**Set problem**
In the material below, please retype the lines from the very first through the one with "<pre>Type 'help;' or", exactly and without pictures.

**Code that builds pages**

↓↓↓

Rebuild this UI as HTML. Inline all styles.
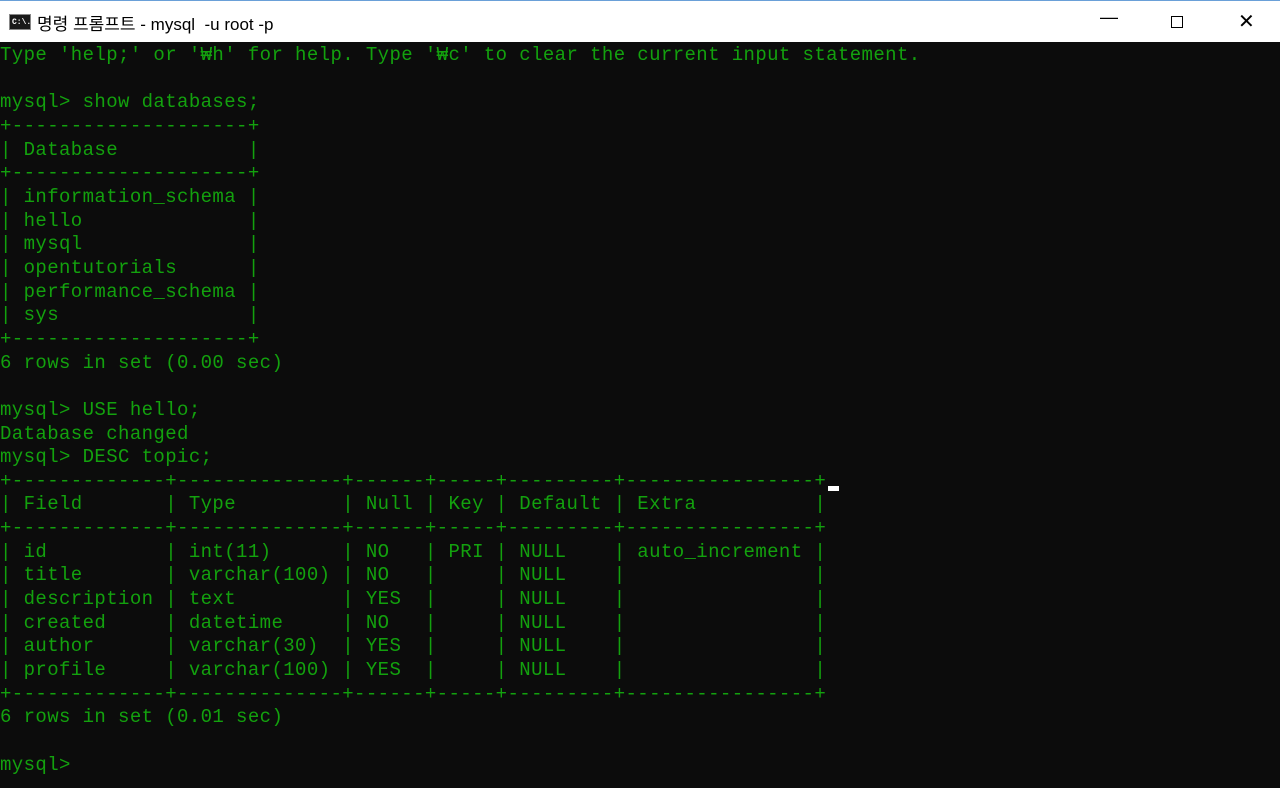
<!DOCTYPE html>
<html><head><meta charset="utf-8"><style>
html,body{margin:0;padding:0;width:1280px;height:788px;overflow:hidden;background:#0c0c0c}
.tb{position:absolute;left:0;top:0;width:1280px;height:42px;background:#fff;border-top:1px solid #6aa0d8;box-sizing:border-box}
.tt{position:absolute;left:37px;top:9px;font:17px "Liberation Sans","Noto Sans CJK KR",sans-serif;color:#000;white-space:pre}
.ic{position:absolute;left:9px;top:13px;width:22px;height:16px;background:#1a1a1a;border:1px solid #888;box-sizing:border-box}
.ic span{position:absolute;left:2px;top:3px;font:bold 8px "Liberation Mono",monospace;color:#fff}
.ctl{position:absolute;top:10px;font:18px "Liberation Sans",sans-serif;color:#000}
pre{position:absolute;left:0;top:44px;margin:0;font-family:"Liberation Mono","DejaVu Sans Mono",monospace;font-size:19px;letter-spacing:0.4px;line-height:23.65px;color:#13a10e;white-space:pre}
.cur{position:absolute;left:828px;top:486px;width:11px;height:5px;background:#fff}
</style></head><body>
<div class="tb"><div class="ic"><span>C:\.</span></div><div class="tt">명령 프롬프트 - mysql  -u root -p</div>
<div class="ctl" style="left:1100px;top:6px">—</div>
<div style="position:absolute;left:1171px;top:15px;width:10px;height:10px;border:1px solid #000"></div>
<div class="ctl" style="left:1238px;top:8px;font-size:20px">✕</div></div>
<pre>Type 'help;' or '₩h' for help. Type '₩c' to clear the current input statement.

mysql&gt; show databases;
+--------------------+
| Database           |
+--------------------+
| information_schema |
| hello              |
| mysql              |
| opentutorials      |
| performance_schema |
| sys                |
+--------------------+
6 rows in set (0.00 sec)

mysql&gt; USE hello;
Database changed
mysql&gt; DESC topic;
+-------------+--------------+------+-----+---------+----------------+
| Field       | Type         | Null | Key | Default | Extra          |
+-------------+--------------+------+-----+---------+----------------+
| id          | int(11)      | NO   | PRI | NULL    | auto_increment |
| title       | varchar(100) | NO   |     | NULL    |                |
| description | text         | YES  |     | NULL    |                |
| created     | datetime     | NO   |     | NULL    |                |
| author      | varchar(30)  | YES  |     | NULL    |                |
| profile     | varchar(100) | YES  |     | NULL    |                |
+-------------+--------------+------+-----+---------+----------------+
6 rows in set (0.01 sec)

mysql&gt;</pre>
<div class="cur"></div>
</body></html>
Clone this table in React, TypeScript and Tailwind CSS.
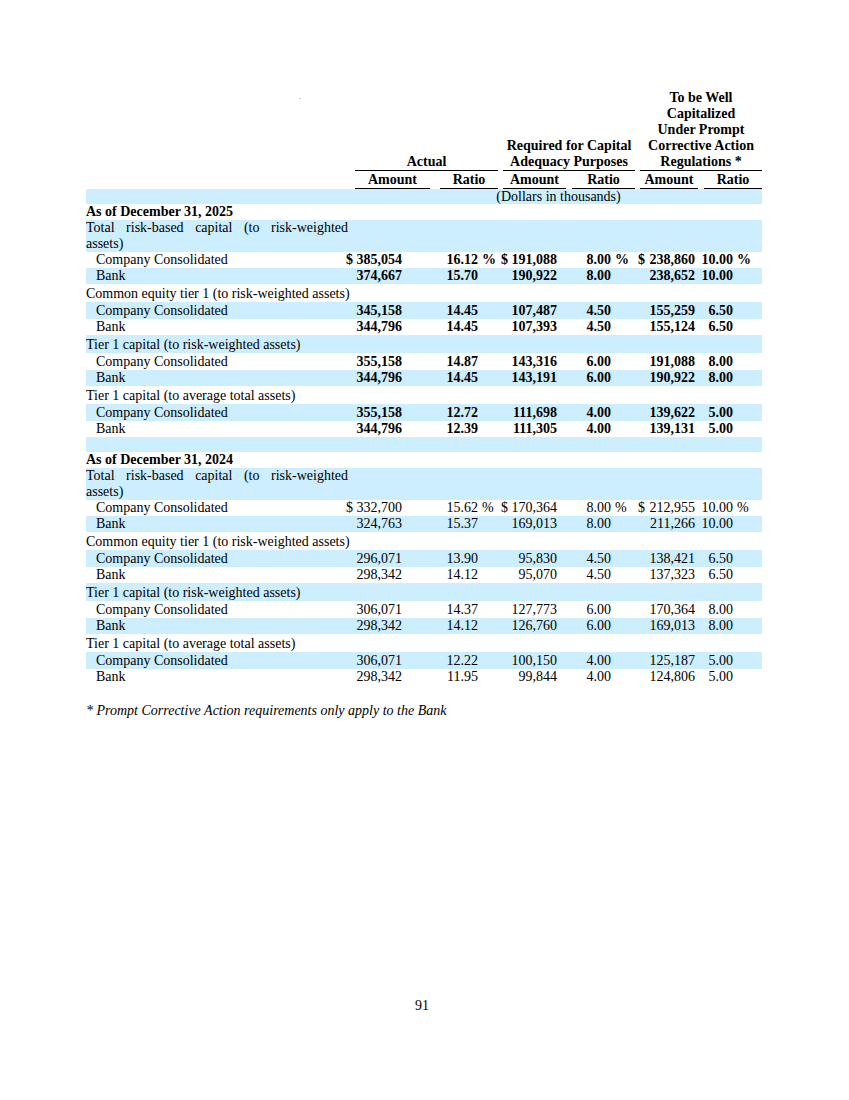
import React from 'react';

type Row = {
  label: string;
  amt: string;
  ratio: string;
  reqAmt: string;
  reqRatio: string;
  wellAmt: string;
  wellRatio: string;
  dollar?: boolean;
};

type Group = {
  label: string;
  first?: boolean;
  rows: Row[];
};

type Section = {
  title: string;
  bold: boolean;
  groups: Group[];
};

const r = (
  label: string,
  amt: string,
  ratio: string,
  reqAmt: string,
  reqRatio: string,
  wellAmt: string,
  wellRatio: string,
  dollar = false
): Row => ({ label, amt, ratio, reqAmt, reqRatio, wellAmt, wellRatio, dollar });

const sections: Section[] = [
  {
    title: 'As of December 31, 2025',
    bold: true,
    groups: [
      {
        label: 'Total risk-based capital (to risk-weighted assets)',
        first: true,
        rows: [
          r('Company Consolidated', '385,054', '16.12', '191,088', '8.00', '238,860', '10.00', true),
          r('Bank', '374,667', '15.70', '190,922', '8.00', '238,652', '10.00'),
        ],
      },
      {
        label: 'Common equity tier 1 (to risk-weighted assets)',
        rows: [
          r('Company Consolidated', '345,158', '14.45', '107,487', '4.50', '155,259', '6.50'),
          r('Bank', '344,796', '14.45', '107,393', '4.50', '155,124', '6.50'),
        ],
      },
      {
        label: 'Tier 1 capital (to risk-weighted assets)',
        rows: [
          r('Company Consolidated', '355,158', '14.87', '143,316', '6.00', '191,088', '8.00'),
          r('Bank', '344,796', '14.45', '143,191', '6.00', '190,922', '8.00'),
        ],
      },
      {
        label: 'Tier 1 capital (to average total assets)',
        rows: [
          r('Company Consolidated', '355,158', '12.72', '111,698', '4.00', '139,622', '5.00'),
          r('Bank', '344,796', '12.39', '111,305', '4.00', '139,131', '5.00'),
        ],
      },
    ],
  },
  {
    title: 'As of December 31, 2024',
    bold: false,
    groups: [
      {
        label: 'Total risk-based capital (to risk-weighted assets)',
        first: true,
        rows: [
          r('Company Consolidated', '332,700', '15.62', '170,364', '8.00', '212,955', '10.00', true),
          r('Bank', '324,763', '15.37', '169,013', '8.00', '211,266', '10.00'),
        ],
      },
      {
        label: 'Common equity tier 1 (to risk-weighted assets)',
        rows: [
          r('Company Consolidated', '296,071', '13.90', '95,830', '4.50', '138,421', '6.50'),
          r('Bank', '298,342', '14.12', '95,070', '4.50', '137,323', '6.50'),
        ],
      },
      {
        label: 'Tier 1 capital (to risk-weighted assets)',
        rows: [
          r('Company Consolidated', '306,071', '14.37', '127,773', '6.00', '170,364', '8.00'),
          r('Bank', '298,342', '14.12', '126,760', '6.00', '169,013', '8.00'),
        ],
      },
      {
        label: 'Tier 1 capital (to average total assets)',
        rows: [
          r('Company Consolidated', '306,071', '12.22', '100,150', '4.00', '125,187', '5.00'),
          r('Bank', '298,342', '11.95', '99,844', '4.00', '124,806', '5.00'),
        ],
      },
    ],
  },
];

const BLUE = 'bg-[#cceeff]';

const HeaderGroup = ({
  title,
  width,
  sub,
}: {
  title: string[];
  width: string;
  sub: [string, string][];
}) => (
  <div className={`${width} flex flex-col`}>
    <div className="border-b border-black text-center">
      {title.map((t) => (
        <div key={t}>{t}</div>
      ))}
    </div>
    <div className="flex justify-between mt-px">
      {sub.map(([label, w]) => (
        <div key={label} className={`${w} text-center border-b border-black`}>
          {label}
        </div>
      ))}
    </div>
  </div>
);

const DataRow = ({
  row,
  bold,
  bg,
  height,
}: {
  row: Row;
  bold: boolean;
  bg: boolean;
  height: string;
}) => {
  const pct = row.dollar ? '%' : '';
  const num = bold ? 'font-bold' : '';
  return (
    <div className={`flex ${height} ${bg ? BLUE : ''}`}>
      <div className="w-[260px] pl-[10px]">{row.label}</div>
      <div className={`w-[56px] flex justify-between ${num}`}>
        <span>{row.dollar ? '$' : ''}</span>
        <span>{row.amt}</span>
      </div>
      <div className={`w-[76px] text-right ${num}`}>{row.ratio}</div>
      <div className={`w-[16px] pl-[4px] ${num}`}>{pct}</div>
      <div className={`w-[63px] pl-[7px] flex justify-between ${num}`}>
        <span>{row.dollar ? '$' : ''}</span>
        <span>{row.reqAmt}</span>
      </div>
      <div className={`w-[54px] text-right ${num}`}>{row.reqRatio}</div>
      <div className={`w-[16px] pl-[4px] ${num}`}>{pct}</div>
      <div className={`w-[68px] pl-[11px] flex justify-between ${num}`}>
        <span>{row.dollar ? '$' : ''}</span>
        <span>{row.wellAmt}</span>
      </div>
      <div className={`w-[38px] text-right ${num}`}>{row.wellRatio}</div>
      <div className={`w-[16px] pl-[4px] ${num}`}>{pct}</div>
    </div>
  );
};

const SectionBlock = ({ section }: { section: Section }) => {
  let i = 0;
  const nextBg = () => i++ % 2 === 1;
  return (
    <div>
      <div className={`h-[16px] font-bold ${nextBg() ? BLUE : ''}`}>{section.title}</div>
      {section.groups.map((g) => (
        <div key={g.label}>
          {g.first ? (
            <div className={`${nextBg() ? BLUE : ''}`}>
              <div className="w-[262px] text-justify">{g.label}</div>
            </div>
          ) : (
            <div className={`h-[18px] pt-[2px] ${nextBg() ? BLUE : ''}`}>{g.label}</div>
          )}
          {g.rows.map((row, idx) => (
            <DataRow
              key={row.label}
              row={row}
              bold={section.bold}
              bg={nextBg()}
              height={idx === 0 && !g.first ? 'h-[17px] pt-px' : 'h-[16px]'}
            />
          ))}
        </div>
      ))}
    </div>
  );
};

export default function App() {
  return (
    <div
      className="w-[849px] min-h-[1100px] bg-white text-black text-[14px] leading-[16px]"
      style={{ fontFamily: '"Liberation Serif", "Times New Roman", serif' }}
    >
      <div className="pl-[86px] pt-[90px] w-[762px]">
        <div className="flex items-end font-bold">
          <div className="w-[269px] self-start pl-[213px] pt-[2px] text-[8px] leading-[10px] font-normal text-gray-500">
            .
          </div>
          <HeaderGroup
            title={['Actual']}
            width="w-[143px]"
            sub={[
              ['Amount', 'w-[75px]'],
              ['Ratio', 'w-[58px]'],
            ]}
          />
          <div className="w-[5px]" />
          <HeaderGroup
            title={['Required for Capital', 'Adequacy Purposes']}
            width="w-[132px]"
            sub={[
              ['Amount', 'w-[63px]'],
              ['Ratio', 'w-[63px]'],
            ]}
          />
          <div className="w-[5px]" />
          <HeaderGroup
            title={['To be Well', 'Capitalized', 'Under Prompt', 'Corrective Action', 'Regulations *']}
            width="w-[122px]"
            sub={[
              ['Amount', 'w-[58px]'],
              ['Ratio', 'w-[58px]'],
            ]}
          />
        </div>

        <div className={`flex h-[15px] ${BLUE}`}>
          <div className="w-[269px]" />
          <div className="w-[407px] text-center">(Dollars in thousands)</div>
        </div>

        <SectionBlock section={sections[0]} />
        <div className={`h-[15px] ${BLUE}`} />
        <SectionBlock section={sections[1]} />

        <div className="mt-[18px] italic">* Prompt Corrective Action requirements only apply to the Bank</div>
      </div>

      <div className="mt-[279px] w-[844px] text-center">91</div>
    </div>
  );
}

↑↑↑

**Right answer**
Rebuild this UI as HTML. Inline all styles.
<!DOCTYPE html>
<html><head><meta charset="utf-8"><style>
html,body{margin:0;padding:0;width:1280px;height:788px;overflow:hidden;background:#0c0c0c}
.tb{position:absolute;left:0;top:0;width:1280px;height:42px;background:#fff;border-top:1px solid #6aa0d8;box-sizing:border-box}
.tt{position:absolute;left:37px;top:9px;font:17px "Liberation Sans","Noto Sans CJK KR",sans-serif;color:#000;white-space:pre}
.ic{position:absolute;left:9px;top:13px;width:22px;height:16px;background:#1a1a1a;border:1px solid #888;box-sizing:border-box}
.ic span{position:absolute;left:2px;top:3px;font:bold 8px "Liberation Mono",monospace;color:#fff}
.ctl{position:absolute;top:10px;font:18px "Liberation Sans",sans-serif;color:#000}
pre{position:absolute;left:0;top:44px;margin:0;font-family:"Liberation Mono","DejaVu Sans Mono",monospace;font-size:19px;letter-spacing:0.4px;line-height:23.65px;color:#13a10e;white-space:pre}
.cur{position:absolute;left:828px;top:486px;width:11px;height:5px;background:#fff}
</style></head><body>
<div class="tb"><div class="ic"><span>C:\.</span></div><div class="tt">명령 프롬프트 - mysql  -u root -p</div>
<div class="ctl" style="left:1100px;top:6px">—</div>
<div style="position:absolute;left:1171px;top:15px;width:10px;height:10px;border:1px solid #000"></div>
<div class="ctl" style="left:1238px;top:8px;font-size:20px">✕</div></div>
<pre>Type 'help;' or '₩h' for help. Type '₩c' to clear the current input statement.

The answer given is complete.